Thanks! These things never sold very well when first released because they were way over priced. When the price dropped to $300 , I though that was worth it. I love that I can just jam with it on my lap. No onboard patch memory, though there is an app for iOS and PC called sound Mondo that can save and recall patches.

Also, what about the Mutable Instruments Ambika? 6 voice wavetable synth with analog filter. Has a unique character. When people build them, they can use different filter types, so you can get them with a Moogy type vibe or Roland, etc…might be worth a look


Novation Peak is great and the forthcoming update is going to improve it further. More trad layout & workflow than the A4 but a much wider range of synthesis IMO. Huge unison stuff. Wibbly wobbly drifting “analogue” oscillator stuff. Respectable FM. Loads of distortion.

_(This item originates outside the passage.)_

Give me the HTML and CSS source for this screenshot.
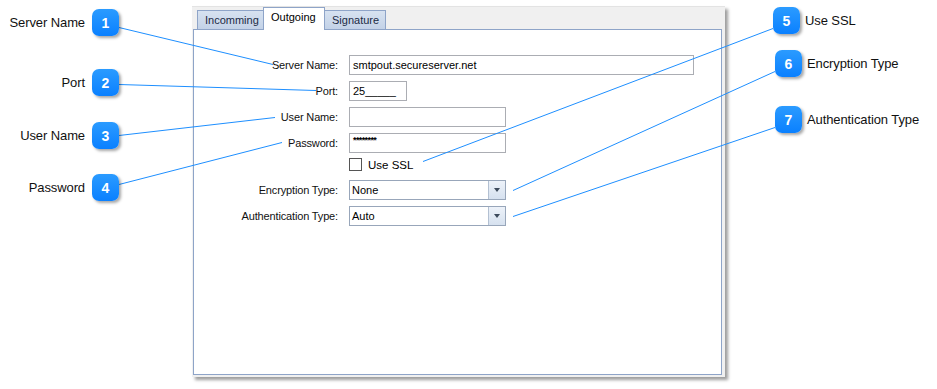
FILE: index.html
```html
<!DOCTYPE html>
<html lang="en">
<head>
    <meta charset="UTF-8">
    <title>Outgoing Mail Settings</title>
    <link rel="stylesheet" href="styles.css">
</head>
<body>
    <div class="stage">
        <!-- screenshot of the dialog -->
        <div class="shot">
            <div class="tabs">
                <div class="tab">Incomming</div>
                <div class="tab active">Outgoing</div>
                <div class="tab">Signature</div>
            </div>
            <div class="panel">
                <div class="form">
                    <label class="lbl">Server Name:</label>
                    <div class="field w-long">smtpout.secureserver.net</div>

                    <label class="lbl">Port:</label>
                    <div class="field w-port">25_____</div>

                    <label class="lbl">User Name:</label>
                    <div class="field w-mid"></div>

                    <label class="lbl">Password:</label>
                    <div class="field w-mid pass">********</div>

                    <span></span>
                    <div class="check"><span class="box"></span>Use SSL</div>

                    <label class="lbl">Encryption Type:</label>
                    <div class="combo w-mid"><span class="val">None</span><span class="drop"><i></i></span></div>

                    <label class="lbl">Authentication Type:</label>
                    <div class="combo w-mid"><span class="val">Auto</span><span class="drop"><i></i></span></div>
                </div>
            </div>
        </div>

        <!-- callout lines -->
        <svg class="lines" width="937" height="389" viewBox="0 0 937 389">
            <g stroke="#1e8fff" stroke-width="1" fill="none">
                <line x1="119" y1="27.5" x2="273" y2="64.5"/>
                <line x1="119" y1="84.5" x2="316" y2="90.5"/>
                <line x1="119" y1="135.5" x2="275" y2="117.5"/>
                <line x1="119" y1="184.5" x2="282" y2="142.5"/>
                <line x1="773" y1="28.5" x2="423" y2="161.5"/>
                <line x1="775" y1="71.5" x2="513" y2="190.5"/>
                <line x1="775" y1="127.5" x2="513" y2="216.5"/>
            </g>
        </svg>

        <!-- callouts -->
        <div class="callout left c1"><span class="name">Server Name</span><span class="badge">1</span></div>
        <div class="callout left c2"><span class="name">Port</span><span class="badge">2</span></div>
        <div class="callout left c3"><span class="name">User Name</span><span class="badge">3</span></div>
        <div class="callout left c4"><span class="name">Password</span><span class="badge">4</span></div>
        <div class="callout right c5"><span class="badge">5</span><span class="name">Use SSL</span></div>
        <div class="callout right c6"><span class="badge">6</span><span class="name">Encryption Type</span></div>
        <div class="callout right c7"><span class="badge">7</span><span class="name">Authentication Type</span></div>
    </div>
</body>
</html>
```

FILE: styles.css
```css
* {
    margin: 0;
    padding: 0;
    box-sizing: border-box;
}

body {
    background: #fff;
    font-family: "Liberation Sans", Arial, sans-serif;
    color: #000;
}

.stage {
    position: relative;
    width: 937px;
    height: 389px;
    overflow: hidden;
    padding: 6px 0 0 192px;
}

/* dialog screenshot */
.shot {
    width: 533px;
    height: 371px;
    background: #f0f0f0;
    border-top: 1px solid #e3e3e3;
    box-shadow: 3px 3px 3px rgba(0, 0, 0, 0.38);
    padding: 0 3px 2px 1px;
    display: flex;
    flex-direction: column;
}

.tabs {
    display: flex;
    align-items: flex-end;
    height: 22px;
    padding-left: 4px;
}

.tab {
    height: 19px;
    padding: 0 7px;
    font-size: 11px;
    line-height: 18px;
    color: #1b2a44;
    background: linear-gradient(#d7e2f0, #c3d2e7);
    border: 1px solid #8ea4c8;
    border-bottom: none;
    margin-left: -1px;
}

.tab:first-child {
    margin-left: 0;
    width: 67px;
}

.tab.active {
    position: relative;
    z-index: 1;
    height: 23px;
    margin-bottom: -1px;
    width: 62px;
    background: #fff;
    color: #000;
    line-height: 19px;
    padding-left: 7px;
}

.tab:last-child {
    width: 62px;
}

.panel {
    flex: 1;
    background: #fff;
    border: 1px solid #8ea4c8;
    padding-top: 25px;
}

.form {
    display: grid;
    grid-template-columns: 144px auto;
    grid-template-rows: 20px 20px 20px 20px 15px 20px 20px;
    column-gap: 11px;
    row-gap: 6px;
    font-size: 11px;
}

.lbl {
    text-align: right;
    line-height: 20px;
    color: #111;
    letter-spacing: -0.15px;
}

.field {
    height: 20px;
    border: 1px solid #abadb3;
    background: #fff;
    padding: 0 3px;
    line-height: 18px;
    white-space: nowrap;
}

.w-long { width: 345px; }
.w-port { width: 58px; }
.w-mid  { width: 157px; }

.pass {
    font-size: 9px;
    line-height: 13px;
    letter-spacing: -0.6px;
    font-weight: bold;
}

.check {
    display: flex;
    align-items: center;
    gap: 6px;
    margin-top: -2px;
    height: 15px;
    font-size: 11.5px;
}

.box {
    width: 13px;
    height: 13px;
    border: 1px solid #555;
    background: #fff;
}

.combo {
    height: 20px;
    display: flex;
    border: 1px solid #98a6ba;
    background: #fff;
}

.combo .val {
    flex: 1;
    padding-left: 2px;
    line-height: 18px;
}

.combo .drop {
    width: 17px;
    border-left: 1px solid #b3c0d2;
    background: linear-gradient(#edf2f9, #d6e1ef);
    display: flex;
    align-items: center;
    justify-content: center;
}

.combo .drop i {
    width: 0;
    height: 0;
    border-left: 3.5px solid transparent;
    border-right: 3.5px solid transparent;
    border-top: 4px solid #3d4a5c;
}

/* callouts */
.lines {
    position: absolute;
    left: 0;
    top: 0;
    z-index: 2;
    pointer-events: none;
}

.callout {
    position: absolute;
    z-index: 3;
    display: flex;
    align-items: center;
    font-size: 13px;
    letter-spacing: -0.1px;
    color: #111;
}

.callout.left {
    right: 818px;
    gap: 7px;
}

.callout.right {
    gap: 5px;
}

.badge {
    width: 27px;
    height: 27px;
    border-radius: 7px;
    background: linear-gradient(#2b9bff, #0a80ff);
    box-shadow: 2px 2px 3px rgba(0, 0, 0, 0.35);
    color: #fff;
    font-weight: bold;
    font-size: 14px;
    letter-spacing: 0;
    display: flex;
    align-items: center;
    justify-content: center;
}

.c1 { top: 9px; }
.c2 { top: 69px; }
.c3 { top: 122px; }
.c4 { top: 174px; }
.c5 { top: 7px; left: 773px; }
.c6 { top: 50px; left: 775px; }
.c7 { top: 106px; left: 775px; }
```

But it can also do very clean clinical stuff.

If you want something with range, it absolutely has range.

I do think the Rev2 is also worth checking out though.


I do wish I could hear them in person. It’s hard to settle on one or the other. My DN has the classic Elektron sequencer so it’s not that I should dismiss the A4’s but it’s not as necessary overall. I’ve never had the chance to experiment with a Peak so it’s hard for me to determine how it’d fit in with my workflow.

I know it’s a classic polysynth with tons of options and endless possibilities, but the only real polysynths I’ve tried have been VSTs so it’s hard for me to imagine a VST plopped in front of me. Everything else I’ve used hardware wise is a monosynth or mainly FM.